映画『ハーヴェイ・ミルク』
米国でホモセクシュアルとして初めて選挙に選ばれて公職を得たハーヴェイ・ミルクのドキュメンタリー。1984年のアカデミー賞ドキュメンタリー部門受賞作品。
サンフランシスコのゲイムーブメント興隆と、市長が多様性社会に理解があったこともあり、ハーベイはホモセクシュアルの教師を追放するべきとした第6条破棄の住民投票に勝利するなど多くのゲイ運動の成果を勝ち取っていく。
しかし、同じくサンフランシスコ市の議員であったホワイトに市長とともに射殺されその生涯を閉じる。議員としての在任期間はわずか1年であった。
彼の死を受けての市民のキャンドルデモは静かで厳粛な雰囲気であったという。
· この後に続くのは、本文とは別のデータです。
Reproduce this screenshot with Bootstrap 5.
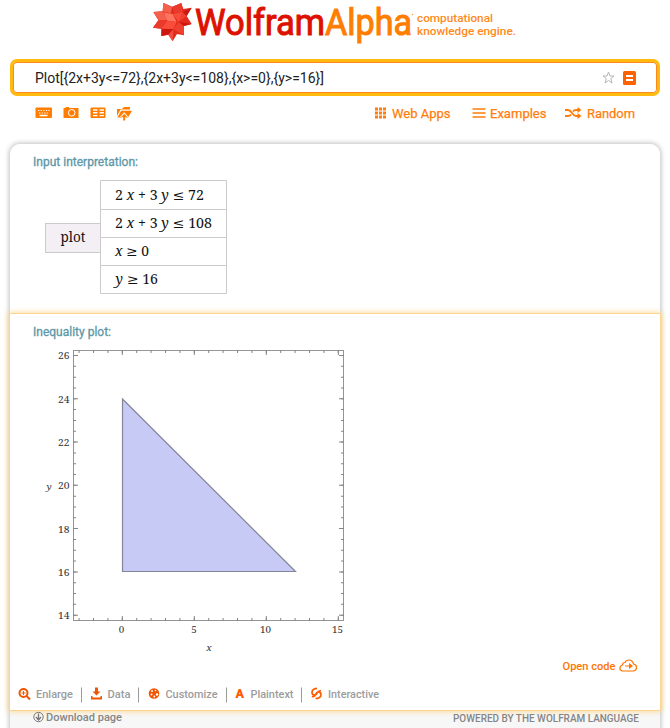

しかし、犯行に及んだホワイトの陪審員判決がわずか7年8ヶ月であったことに怒った市民のデモは暴力的であった。
「殺されたのが市長だけだったらホワイトは死刑になっていたろう。しかし、世の中の多くはゲイが殺されるのは仕方のないことだと思う者が多い」というインタビューが映画にあった。
「中産階級以上の白人は、窓を越えて市庁舎に入り市長を射殺し、予備弾丸を装填して別の議員を射殺しても死刑にならないことがわかった」という発言もあった。
現在、Black Lives Matter運動のきっかけとなった白人警官による黒人への暴力行為を見ることができる。あれから50年近くになるが、アメリカ社会は変わってないのではないか。
ハーヴェイが夢見た世界はまだ遠い、それどころが遠ざかっているのではないかと暗澹たる思いになる。今日見るには重い映画だ。